K.S.A. 1992 Supp. 41-2704(a) empowers the board of county commissioners of any county to prescribe "standards of conduct and rules and regulations concerning the moral, sanitary, and health conditions of the places licensed." Crawford county's resolution indicates that in order to protect and preserve the "public health and welfare", minors shall not be allowed in bars. The resolution should fall within the statutory language of K.S.A. 1992 Supp. 41-2704(a).
In Attorney General Opinion No. 79-261, this office concluded that a city may, by local ordinance, exclude minors from the premises of establishments licensed to sell cereal malt beverages. The opinion further explained that city and county commissions have power to enact ordinances beyond the scope that the legislature provided. This conclusion was based on the Kansas Supreme Court decisions of Leavenworth Club Owners Association v. Atchison, 208 Kan. 318 (1971) and Garten Enterprises, Inc. v. City of Kansas City, 219 Kan. 620 (1976).
"'The fact the state has enacted legislation on a subject does not necessarily deprive a city of the power to deal with the same subject by ordinance; a field can be the subject of concurrent concern and legislation. A municipality may legislate on the same subject so long as the municipal ordinance does not conflict with state law.' 219 Kan. at 620, Syl. para. 6." Attorney General Opinion No. 79-261.
Local government may exercise its police power to protect and preserve health, safety, and general welfare of the public. Local regulatory legislation is a special area of law governed by different rules than home rule; "its origins precede both Article 12, sec. 5 of the Kansas Constitution and K.S.A. 19-101a." Blevins v. Hiebert, 247 Kan. 1, 5 (1990). Blevins concluded that "a municipality has the right to legislate by ordinary ordinance or resolution non-conflicting local police power laws even though there are state laws on the subject uniformily applicable to all municipalities." 247 Kan. at 8.
While the Kansas minimum drinking age laws have changed since Attorney General Opinion No. 79-261, the conclusion was reaffirmed in 1986 by Attorney General Opinion No. 86-23 which stated "the principles that are enunciated in that opinion [79-261] would apply equally to a city or county ordinance that would ban all young people under the age of 21 from taverns. . . ." Attorney General Opinion No. 86-23.
Crawford county's resolution is not in conflict with the state law dealing with the minimum drinking age. Conflict is when local law prohibits what the state law permits and vice versa. In Blevins, the court analyzed Blue Star Supper Club, Inc. v.

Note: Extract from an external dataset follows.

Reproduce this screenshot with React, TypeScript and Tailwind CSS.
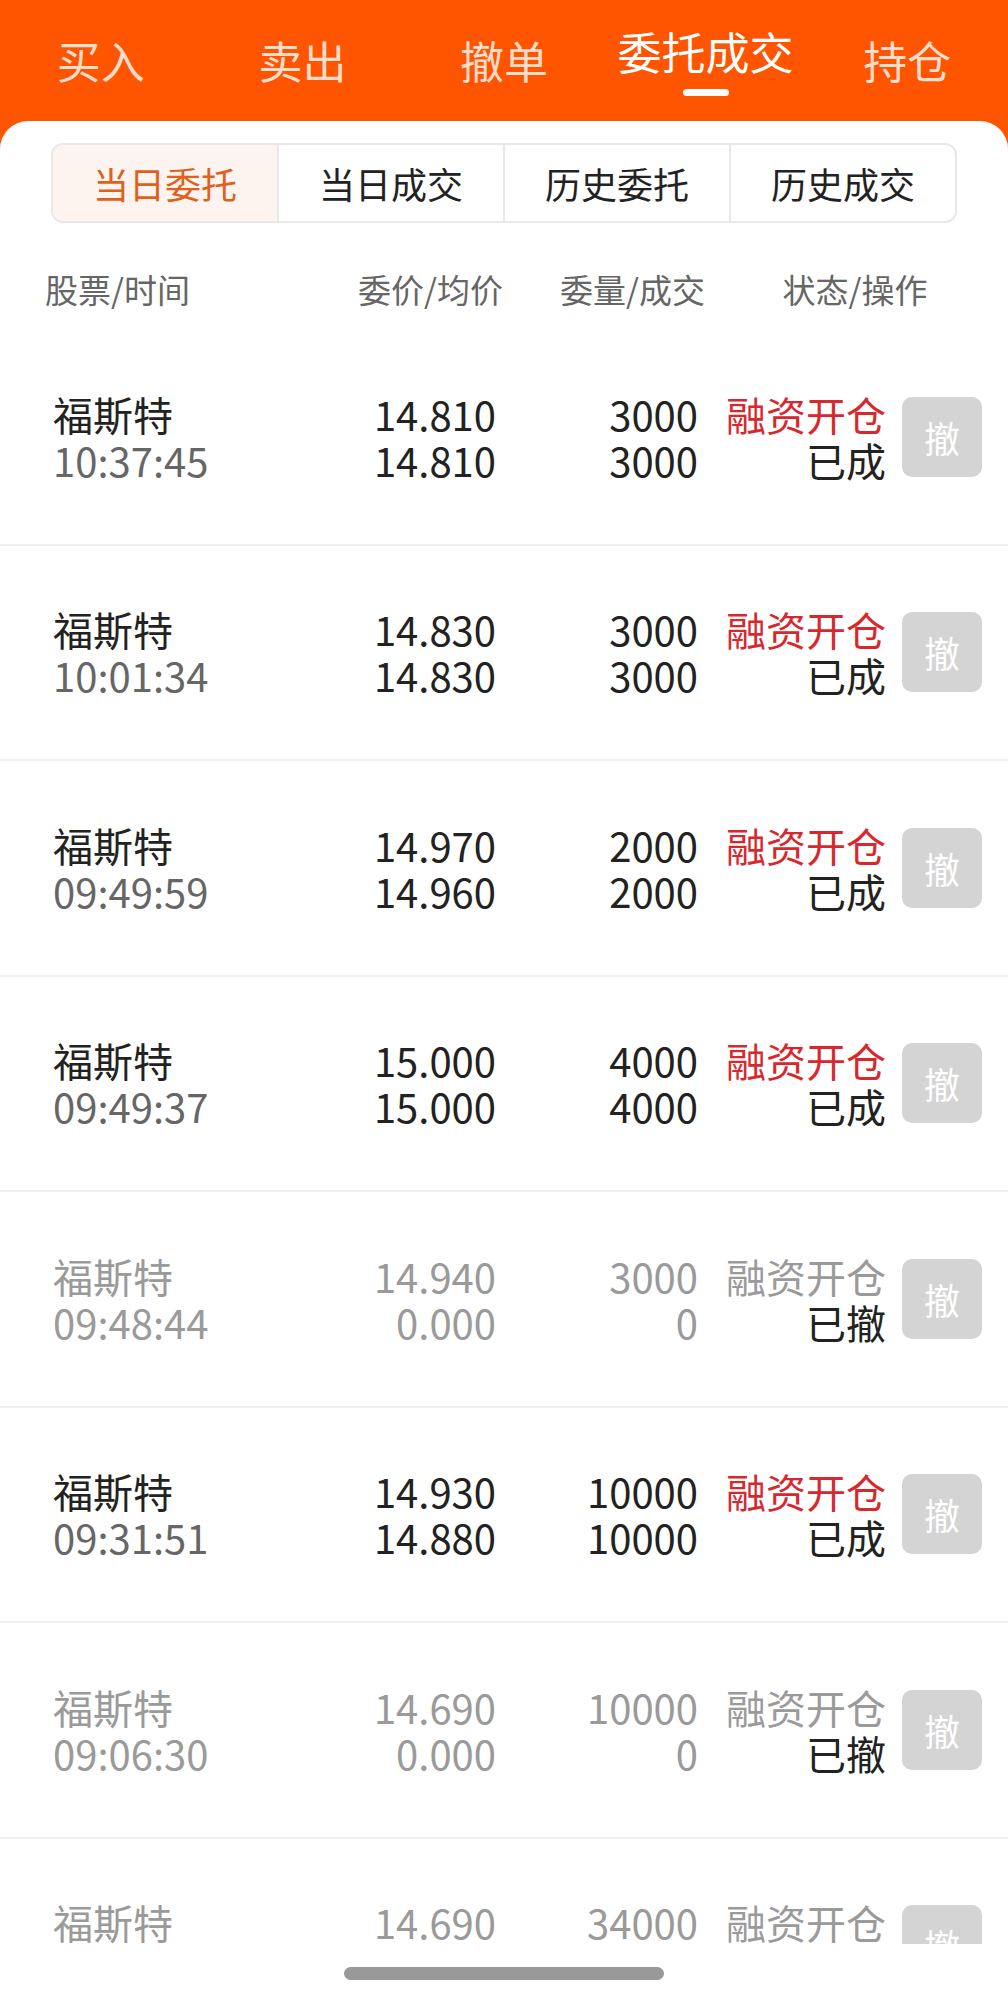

City of Witchita, 208 Kan. 731 (1972), and found "no conflict where a city regulation was simply more strict than the provisions of the Private Club Act." 247 Kan. at 7. Therefore, additional restrictions of prohibiting the minors from entering a bar is not in conflict with current state statutes.
Neither is the area encompassed by the resolution pre-empted by state law. K.S.A. 41-208 provides:
"The power to regulate all phases of the control of the manufacture, distribution, sale, possession, transportation and traffic in alcoholic liquor and the manufacture of beer regardless of its alcoholic content, except as specifically delegated in this act, is hereby vested exclusively in the state and shall be exercised as provided in this act. No city shall enact any ordinance in conflict with or contrary to the provisions of this act and any ordinance of any city in effect at the time this act takes effect or thereafter enacted which is in conflict with or contrary to the provisions of this act shall be null and void. Nothing contained in this section shall be construed as preventing any city from enacting ordinances declaring acts prohibited or made unlawful by this act as unlawful or prohibited in such city and prescribing penalties for violation thereof, but the minimum penalty in any such ordinance shall not exceed the minimum penalty prescribed by this act for the same violation, nor shall the maximum penalty in any such ordinance exceed the maximum penalty prescribed by this act for the same violation."
In Blue Star, the court recongnized this statute to only vest exclusive power in the state to regulate and control the traffic in alcoholic liquor and the manufacture of beer. 208 Kan. at 734. Blue Star concluded that the regulation of consumption of alcoholic liquor is not an area exclusively reserved by the state because it was not expressly included in the preemptive provission. City ordinance setting hours for closing private clubs was held not in conflict with the language of this statute. Blue Star, 208 Kan. at 733. The court viewed this ommison as intentional and concluded the legislature was "perfectly aware of the method by which it could have vested exclusive control." 208 Kan. at 735. Similarly, in our situation, the K.S.A. 41-208 pre-emptive clause does not include resolutions prohibiting persons under a certain age to enter a bar. Further, we find no pre-emptive clause of any kind within the cereal malt beverage act (K.S.A. 1992 Supp. 41-2701 et seq.) City of Lyons v. Suttle, 209 Kan. 735, 738 (1972).
In conclusion, a resolution passed by the board of Crawford county commissioners prohibiting persons under the age of twenty-one from entering into those establishments which sell intoxicating beverages is a valid exercise of the county's authority. The board of county commissioners has authority to enact regulations concerning the moral, sanitary, and health conditions of licensed establishments. The board of county commissioners may use its inherent police power to impose the resolution since it is not in conflict with or pre-empted by the state law.